Source: Agence France-Presse
Date: 17 Feb 2006
MOGADISHU, Feb 16, 2006 (AFP) - Rival Somali sub-clans battled over pasture
and wells just inside Ethiopia leaving at least 12 dead and more than two
dozen wounded in a second day of fighting Thursday as competition for water
and pasture heats up in the drought-stricken region, officials said.
The clashes in the Ethiopian village of Yamarug began Wednesday between
heavily armed militia members from the Marehan and Majereteen factions of
the larger Darod clan in a dispute over the precious resources, they said.
Yamarug is a remote and desolate outpost in southeastern Ethiopia only
about 30 meters (yards) from the border with central Somalia and eyewitness
accounts of the fighting were sketchy.
At least 12 and as many as 17 people were reported to have been killed,
according to officials in nearby towns in Somalia where the wounded from
the two factions were brought for treatment.

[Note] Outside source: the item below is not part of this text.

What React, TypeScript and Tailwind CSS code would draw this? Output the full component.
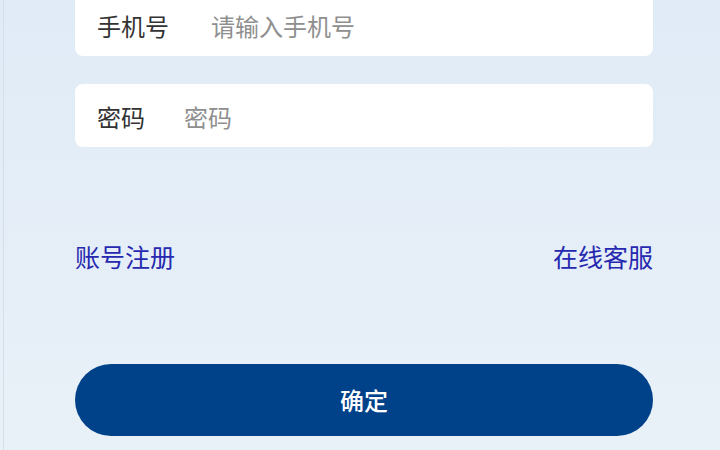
import React from "react";

export default function App() {
  return (
    <div
      className="w-[720px] h-[450px] overflow-hidden bg-gradient-to-b from-[#e0ebf7] to-[#e9f1f8] pl-[3px]"
      style={{ fontFamily: '"Noto Sans CJK SC", "Noto Sans", sans-serif' }}
    >
      <div className="h-full border-l border-[#d3e0ec] pl-[71px] pr-[66px]">
        <div className="w-[578px] flex flex-col">
          <div className="mt-[-7px] h-[63px] rounded-lg bg-white flex items-center pl-[22px] pt-[2px] text-[24px] leading-none">
            <span className="text-[#333333]">手机号</span>
            <span className="ml-[42px] text-[#8f8f8f]">请输入手机号</span>
          </div>
          <div className="mt-[28px] h-[63px] rounded-lg bg-white flex items-center pl-[22px] pt-[2px] text-[24px] leading-none">
            <span className="text-[#333333]">密码</span>
            <span className="ml-[39px] text-[#8f8f8f]">密码</span>
          </div>
          <div className="mt-[94px] h-[30px] flex items-center justify-between text-[25px] leading-none text-[#2629b0]">
            <span>账号注册</span>
            <span>在线客服</span>
          </div>
          <button className="mt-[93px] h-[72px] w-full rounded-full bg-[#00428a] text-white text-[24px] font-medium flex items-center justify-center">
            确定
          </button>
        </div>
      </div>
    </div>
  );
}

A nurse at the hospital in Galkayo, where the Majereteen casualties were
brought, said the facility was treating 17 injured fighters who spoke of
the same number being killed on both sides in the two days of fighting.
"They are saying the same number were killed," the nurse told AFP on
condition of anonymity.
In the town of Abudwaq, where the Marehan casualties were brought, a
district official said the nine wounded spoke of 12 people being killed
although he said the actual number would likely rise.

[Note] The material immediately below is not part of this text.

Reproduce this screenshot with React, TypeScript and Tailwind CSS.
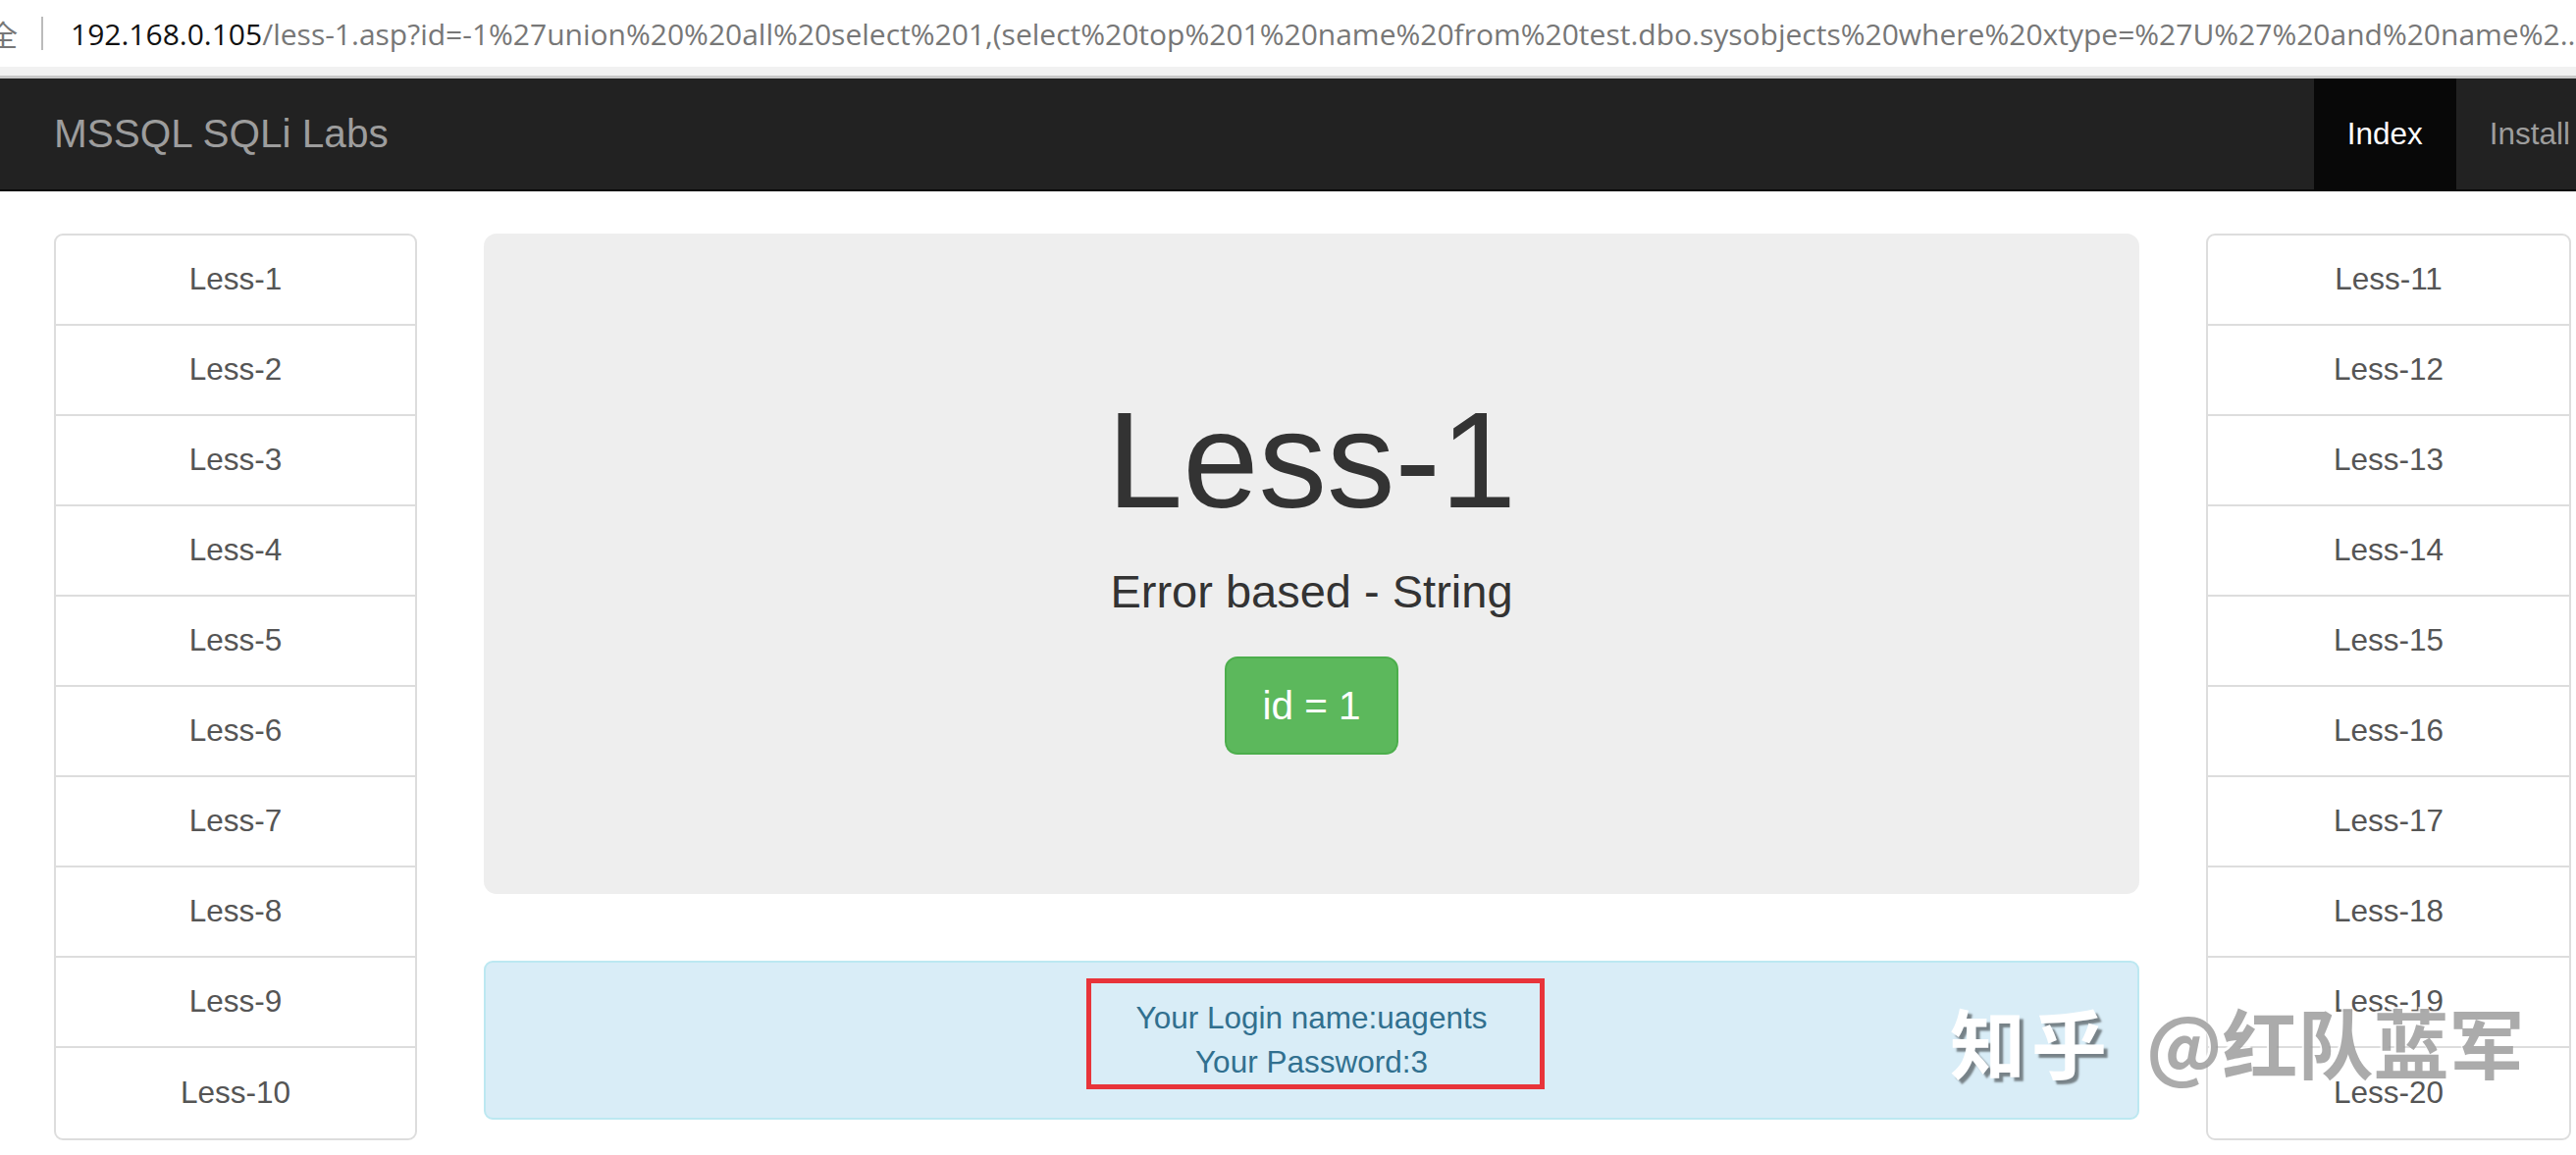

"The fighting has not stopped and miltiamen from both sides heading to
reinforce the area," the official told AFP.
In the Ethiopian capital of Addis Ababa, an official with the information
ministry confirmed the clashes but could not confirm their seriousness or
"There were clashes between Somali subclans at the border," the official
said. "We have sent out a fact-finding mission and are waiting for the
results of the investigation."
Tensions between the two factions have run high for some time but they have
managed to live together in the Yamarug area for years without violence,
according to Somalia observers.
They said those tensions likely erupted into fighting due to the scorching
drought that has hit east Africa, threatening more than eight million
people with starvation in four countries, including Ethiopia and Somalia.
About 3.4 million people -- 1.7 million each in southeast Ethiopia and
southern and central Somalia -- are at-risk and in need of dire assistance
to stave off famine, according to UN agencies.